Abstract
The output of machine translation systems depends on the availability of in-domain training data which is not always available for all language pairs.
For instance, several African languages do not only lack in-domain parallel data but also generic parallel data of decent quality and this hinders the development of domain-specific neural machine translation (NMT) models capable of generating high-quality translations.
This is despite the fact that 30% of the world’s languages are spoken in Africa. Hence, the goal of this project is to create a corpus of 10,000 parallel sentences in 2 different domains for machine translation (MT) for 5 African languages. We hope to extend this work to other African languages and domains in the future.
Personnel
- Jesujoba Alabi (Co-Investigator) is a research engineer at the ALMAnaCH project-team, Inria Paris, where he is working on domain adaptation in neural machine translation.

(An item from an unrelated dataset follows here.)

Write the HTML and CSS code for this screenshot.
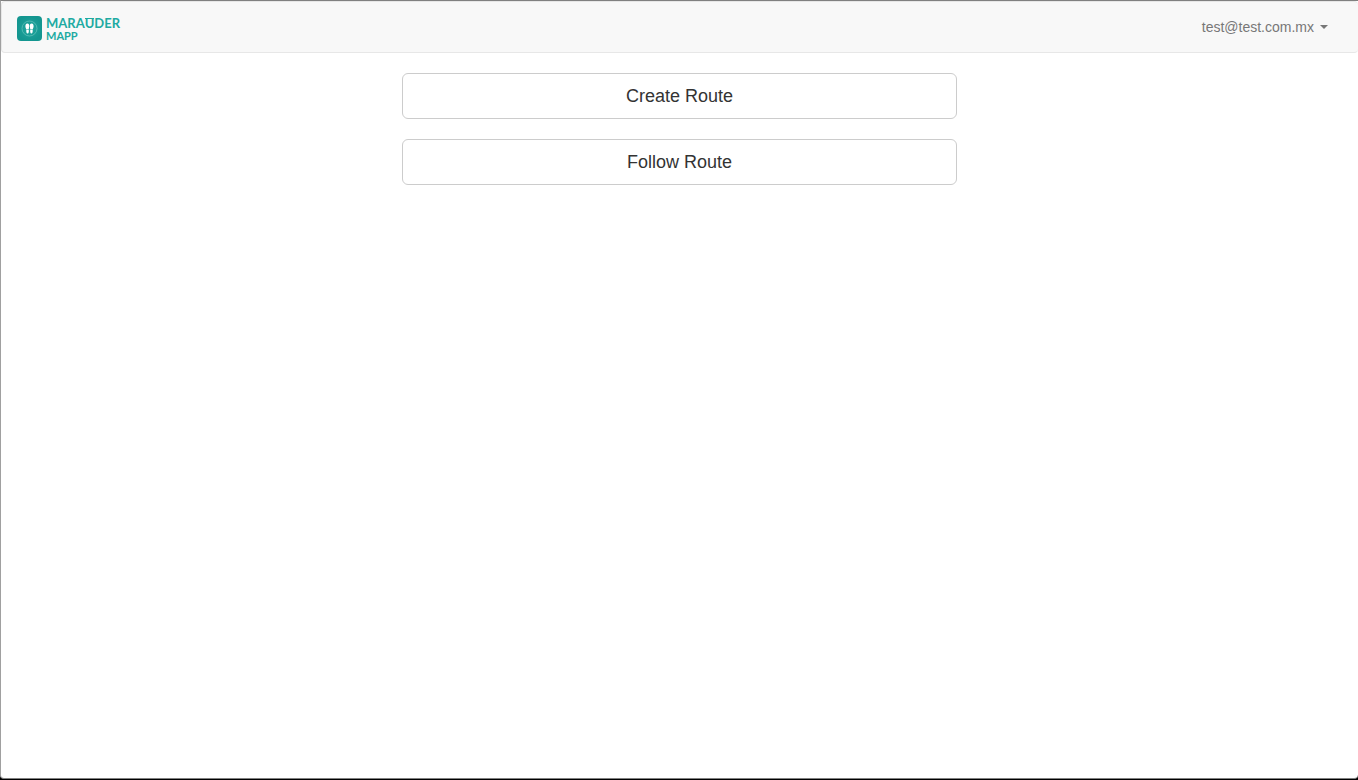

- David Ifeoluwa Adelani (Co-Investigator) is a doctoral student in computer science at Saarland University, Saarbrücken, Germany. He led the development of MasakhaNER (Adelani et al. 2021) – a named entity recognition dataset for 10 African languages. He is currently leading the expansion of the dataset to 20 languages through the grant supported by Lacuna
- Andrew Caines (Collaborator) is Senior Research Associate in the NLIP Group & ALTA Institute directed by Prof Paula Buttery, based in the Computer Laboratory at the University of Cambridge, U.K. He recently led a project on the machine translation of public health information from English into Swahili, Igbo and Yoruba.